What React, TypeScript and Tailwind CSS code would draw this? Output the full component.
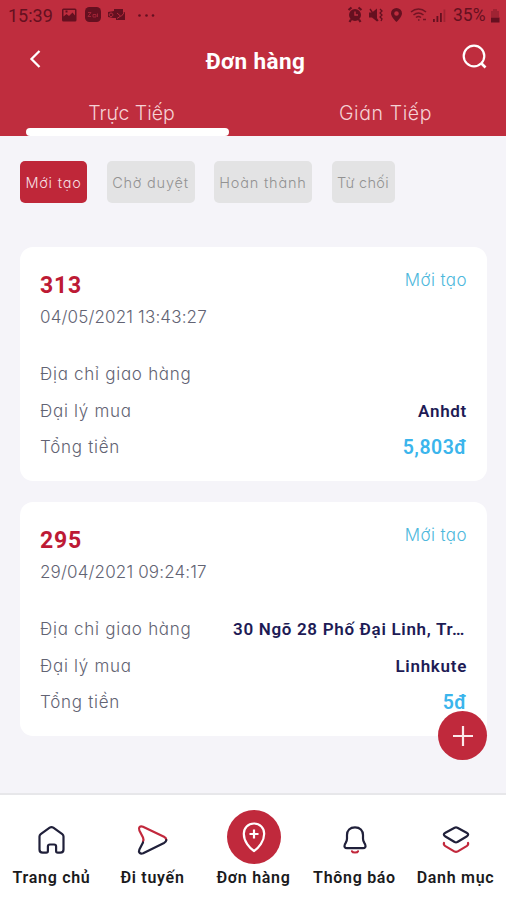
import { ReactNode } from 'react';
import { clsx } from 'clsx';

const thin = "font-['Inter',sans-serif] font-light [font-feature-settings:'cv11']";

type Order = {
  id: string;
  date: string;
  status: string;
  address: string;
  agent: string;
  total: string;
};

const orders: Order[] = [
  { id: '313', date: '04/05/2021 13:43:27', status: 'Mới tạo', address: '', agent: 'Anhdt', total: '5,803đ' },
  { id: '295', date: '29/04/2021 09:24:17', status: 'Mới tạo', address: '30 Ngõ 28 Phố Đại Linh, Tr…', agent: 'Linhkute', total: '5đ' },
];

const filters = [
  { label: 'Mới tạo', width: 'w-[67px]', active: true },
  { label: 'Chờ duyệt', width: 'w-[88px]', active: false },
  { label: 'Hoàn thành', width: 'w-[98px]', active: false },
  { label: 'Từ chối', width: 'w-[63px]', active: false },
];

const StatusBar = () => (
  <div className="flex h-8 items-center justify-between pl-2 pr-[6px] text-[#651020]">
    <div className="flex items-center">
      <span className="w-[53px] text-[18px] leading-none">15:39</span>
      <svg width="100" height="18" viewBox="0 0 100 18" fill="currentColor" className="-mt-[2px]">
        <path fillRule="evenodd" d="M2.500 2.500h11.500a1.500 1.500 0 0 1 1.500 1.500v10a1.500 1.500 0 0 1-1.500 1.500H2.500A1.500 1.500 0 0 1 1 14V4a1.500 1.500 0 0 1 1.500-1.500ZM2.500 4v6.500l3-2.500 2.500 2 3.500-3.500 2.500 3V4ZM4.500 4.500h2v2h-2Z" />
        <rect x="24" y="1" width="16" height="15" rx="4.500" />
        <path d="M27 6.500h3l-3 4h3M32 8.500h3v2.500h-3ZM36.500 7.500v3.500" stroke="#a02336" strokeWidth="1" fill="none" />
        <path d="M53 3h9v4l2-1v8h-9v-2h-3l-5-1V6l6-1Z" />
        <path d="m56 7 4 3.500L63 7M50 7a1.800 1.800 0 1 0 .1 0M56 12.500l3-2" stroke="#b72a3d" strokeWidth="1" fill="none" />
        <circle cx="78.500" cy="9.500" r="1.300" />
        <circle cx="85.500" cy="9.500" r="1.300" />
        <circle cx="92" cy="9.500" r="1.300" />
      </svg>
    </div>
    <div className="flex items-center">
      <svg width="104" height="18" viewBox="0 0 104 18" fill="currentColor" className="-ml-[4px] -mt-[2px] mr-[2px]">
        <circle cx="8" cy="9" r="6" />
        <path d="m1.500 4 3-2.500M14.500 4l-3-2.500M4 13.500 2.500 16M12 13.500l1.500 2.500" stroke="currentColor" strokeWidth="2.200" />
        <path d="M8 5.500V9h3" stroke="#bf2e40" strokeWidth="1.400" fill="none" />
        <path d="M22 6.500h3l5-4v13l-5-4h-3Z" />
        <path d="m23 3 8 12" stroke="currentColor" strokeWidth="1.400" />
        <path d="M33 3l2 2-2 2 2 2-2 2 2 2-1 2" stroke="currentColor" strokeWidth="1.300" fill="none" />
        <path fillRule="evenodd" d="M49.500 2a5.500 5.500 0 0 0-5.500 5.500C44 11 49.500 16 49.500 16S55 11 55 7.500A5.500 5.500 0 0 0 49.500 2Zm0 3.200a2.300 2.300 0 1 1 0 4.600 2.300 2.300 0 0 1 0-4.600Z" />
        <g fill="none" stroke="currentColor" strokeWidth="1.500" opacity=".85">
          <path d="M64 6c4.500-4 10.500-4 15 0M66.500 9c3-2.500 7-2.500 10 0M69 11.500c1.500-1.200 3.500-1.200 5 0" />
          <path d="M71 14h1.500M76 13.500h3" />
        </g>
        <path d="M86 13h1.800v3H86ZM89.500 10h1.800v6h-1.800ZM93 7h1.800v9H93Z" />
        <path d="M96.500 3.500h1.800V16h-1.800Z" opacity=".35" />
      </svg>
      <span className="w-[37px] text-[17.500px] leading-none">35%</span>
      <svg width="10" height="16" viewBox="0 0 10 16" fill="currentColor">
        <path d="M3 1h4v2H3ZM1 3h8v6H1Z" opacity=".35" />
        <rect x="1" y="9.500" width="8.500" height="5" />
      </svg>
    </div>
  </div>
);

const Header = () => (
  <header className="h-[136px] bg-[#bf2d3e] text-white">
    <StatusBar />
    <div className="flex h-[60px] items-center justify-between pl-[28px] pr-[18px]">
      <svg width="27" height="24" viewBox="0 0 27 24" fill="none" stroke="currentColor" strokeWidth="2.300" className="-mt-[7px]">
        <path d="m11.500 4-8 8 8 8" />
      </svg>
      <h1 className="-ml-[5px] -mt-[2px] text-[22.500px] font-bold leading-none tracking-[0.400px]">Đơn hàng</h1>
      <svg width="27" height="27" viewBox="0 0 27 27" fill="none" stroke="currentColor" strokeWidth="2.200" className="-mt-[11px]">
        <circle cx="13" cy="13" r="10.300" />
        <path d="m20 20 4.500 4.500" strokeWidth="2.600" />
      </svg>
    </div>
    <div className={clsx('grid h-[44px] grid-cols-2 text-[19.500px] text-[#f5d2d5]', thin)}>
      <div className="flex flex-col items-center justify-between pl-[1px]">
        <span className="pl-[9px] pt-[6px] leading-[30px]">Trực Tiếp</span>
        <span className="h-[8px] w-[203px] rounded-[4px] bg-white" />
      </div>
      <div className="pl-[12px] pt-[6px] text-center leading-[30px] tracking-[0.600px]">Gián Tiếp</div>
    </div>
  </header>
);

const Row = ({ label, children }: { label: string; children?: ReactNode }) => (
  <div className="flex h-[36.300px] items-center justify-between">
    <span className={clsx('text-[17px] tracking-[0.720px] text-[#626373]', thin)}>{label}</span>
    {children}
  </div>
);

const OrderCard = ({ order }: { order: Order }) => (
  <article className="h-[234px] rounded-[13px] bg-white px-5 pt-[19.500px]">
    <div className="flex h-[70px] justify-between">
      <div>
        <h2 className="text-[23px] font-bold leading-[38px] tracking-[0.800px] text-[#bd1a35]">{order.id}</h2>
        <p className={clsx('text-[17px] leading-[24px] tracking-[0.150px] text-[#626373]', thin)}>{order.date}</p>
      </div>
      <span className={clsx('pt-[1px] text-[17px] leading-[24px] tracking-[0.400px] text-[#4db8dc]', thin)}>{order.status}</span>
    </div>
    <div className="mt-[20.500px] font-semibold text-[#1d1b55]">
      <Row label="Địa chỉ giao hàng">
        <span className="pr-[2px] text-[17px] tracking-[0.680px]">{order.address}</span>
      </Row>
      <Row label="Đại lý mua">
        <span className="text-[17px] tracking-[0.700px]">{order.agent}</span>
      </Row>
      <Row label="Tổng tiền">
        <span className="text-[19.500px] tracking-[0.500px] text-[#3bb5ec]">{order.total}</span>
      </Row>
    </div>
  </article>
);

const HomeIcon = () => (
  <svg width="32" height="32" viewBox="0 0 32 32" fill="none" stroke="#20203a" strokeWidth="2.200" strokeLinejoin="round">
    <path d="M3.500 12.500c0-1 .4-1.700 1.200-2.300l9-6.500c1.100-.8 2.500-.8 3.600 0l9 6.500c.8.600 1.200 1.300 1.200 2.300v13c0 2.200-1 3.200-3.200 3.200h-2.500c-1 0-1.700-.7-1.700-1.700v-4.500c0-1.400-.7-2-2-2h-4.200c-1.300 0-2 .6-2 2V27c0 1-.7 1.700-1.700 1.700H6.700C4.500 28.700 3.500 27.700 3.500 25.500Z" />
  </svg>
);

const RouteIcon = () => (
  <svg width="32" height="32" viewBox="0 0 32 32" fill="none" strokeWidth="2.200" strokeLinejoin="round" strokeLinecap="round">
    <path d="M6 17.500c.8-1.500.5-2.800 0-4L2.400 6.500c-1.400-3 .7-5 3.600-3.800L27 12.800c1.700.9 2.300 1.800 2.300 3.200" stroke="#c2283c" />
    <path d="M29.300 16c0 1.200-.8 2.200-2.300 3L6.200 29.200c-3 1.200-5.100-.8-3.800-3.700l3.600-7" stroke="#20203a" />
  </svg>
);

const BellIcon = () => (
  <svg width="32" height="32" viewBox="0 0 32 32" fill="none" strokeWidth="2.200" strokeLinejoin="round" strokeLinecap="round">
    <path d="M16 3.300c-5 0-8 3.200-8 7.700v3.500c0 1.500-.3 2.500-1.100 3.900l-1.100 2.200c-.9 2 0 3.600 2.200 3.600h16c2.200 0 3.100-1.600 2.200-3.600l-1.100-2.200c-.8-1.400-1.100-2.400-1.100-3.900V11c0-4.500-3-7.700-8-7.700Z" stroke="#20203a" />
    <path d="M13 27.300c.6 1.600 5.400 1.600 6 0" stroke="#c2283c" />
  </svg>
);

const LayersIcon = () => (
  <svg width="32" height="32" viewBox="0 0 32 32" fill="none" strokeWidth="2.200" strokeLinejoin="round" strokeLinecap="round">
    <path d="m14.600 3.700-9.200 5c-2.100 1.200-2.100 2.500 0 3.800l9.200 5.500c1 .5 1.800.5 2.800 0l9.200-5.500c2.100-1.300 2.100-2.600 0-3.800l-9.200-5c-1-.5-1.800-.5-2.800 0Z" stroke="#20203a" />
    <path d="M4 19c-.5 1.300 0 2.200 1.400 3.100l9.200 5.500c1 .5 1.800.5 2.800 0l9.200-5.500c1.400-.9 1.900-1.800 1.400-3.100" stroke="#c2283c" />
  </svg>
);

const PinIcon = () => (
  <svg width="34" height="34" viewBox="0 0 34 34" fill="none" stroke="white" strokeWidth="2.200">
    <path d="M17 3.500C11 3.500 6.800 8 6.800 13.700 6.800 21.500 12.500 28 17 31c4.500-3 10.200-9.500 10.200-17.300C27.200 8 23 3.500 17 3.500Z" />
    <path d="M17 9.500v9M12.500 14h9" />
  </svg>
);

const navItems = [
  { label: 'Trang chủ', icon: <HomeIcon /> },
  { label: 'Đi tuyến', icon: <RouteIcon /> },
  { label: 'Đơn hàng', icon: <PinIcon />, active: true },
  { label: 'Thông báo', icon: <BellIcon /> },
  { label: 'Danh mục', icon: <LayersIcon /> },
];

const App = () => {
  return (
    <div className="relative flex h-[900px] w-[506px] flex-col overflow-hidden bg-[#f5f4f9] font-['Roboto',sans-serif]">
      <Header />
      <main className="flex-1 px-5 pt-[25px]">
        <div className="flex gap-[19.500px]">
          {filters.map((f) => (
            <button
              key={f.label}
              className={clsx(
                'h-[42px] whitespace-nowrap rounded-[5px] pt-[1px] text-[14.500px]',
                thin,
                f.width,
                f.active ? 'bg-[#bf2739] text-[#f6dfe1]' : 'bg-[#e3e3e4] text-[#929292]',
                f.label === 'Từ chối' ? 'tracking-[0.300px]' : 'tracking-[0.800px]'
              )}
            >
              {f.label}
            </button>
          ))}
        </div>
        <div className="-mr-[1px] mt-11 flex flex-col gap-[21px]">
          {orders.map((o) => (
            <OrderCard key={o.id} order={o} />
          ))}
        </div>
      </main>

      <button className="absolute left-[438px] top-[711px] flex h-[49px] w-[49px] items-center justify-center rounded-full bg-[#c0293c]">
        <svg width="22" height="22" viewBox="0 0 22 22" stroke="#fbe9eb" strokeWidth="2.200">
          <path d="M11 1v20M1 11h20" />
        </svg>
      </button>

      <nav className="grid h-[107px] grid-cols-5 border-t-2 border-[#e7e7ea] bg-white pl-[1px]">
        {navItems.map((item) => (
          <div key={item.label} className="flex w-[101px] flex-col items-center pt-[15px]">
            <div className={clsx('flex h-[54px] w-[54px] items-center justify-center rounded-full', item.active ? 'bg-[#c0293c]' : 'pt-[5px]')}>
              {item.icon}
            </div>
            <span className="whitespace-nowrap text-[16px] font-semibold leading-[27px] tracking-[0.700px] text-[#1a1a1c]">{item.label}</span>
          </div>
        ))}
      </nav>
    </div>
  );
};

export default App;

****************************************

**Brief**
Copy, from the material above, each line in which the string "full" occurs.

**Expected answer**
What React, TypeScript and Tailwind CSS code would draw this? Output the full component.
      <button className="absolute left-[438px] top-[711px] flex h-[49px] w-[49px] items-center justify-center rounded-full bg-[#c0293c]">
            <div className={clsx('flex h-[54px] w-[54px] items-center justify-center rounded-full', item.active ? 'bg-[#c0293c]' : 'pt-[5px]')}>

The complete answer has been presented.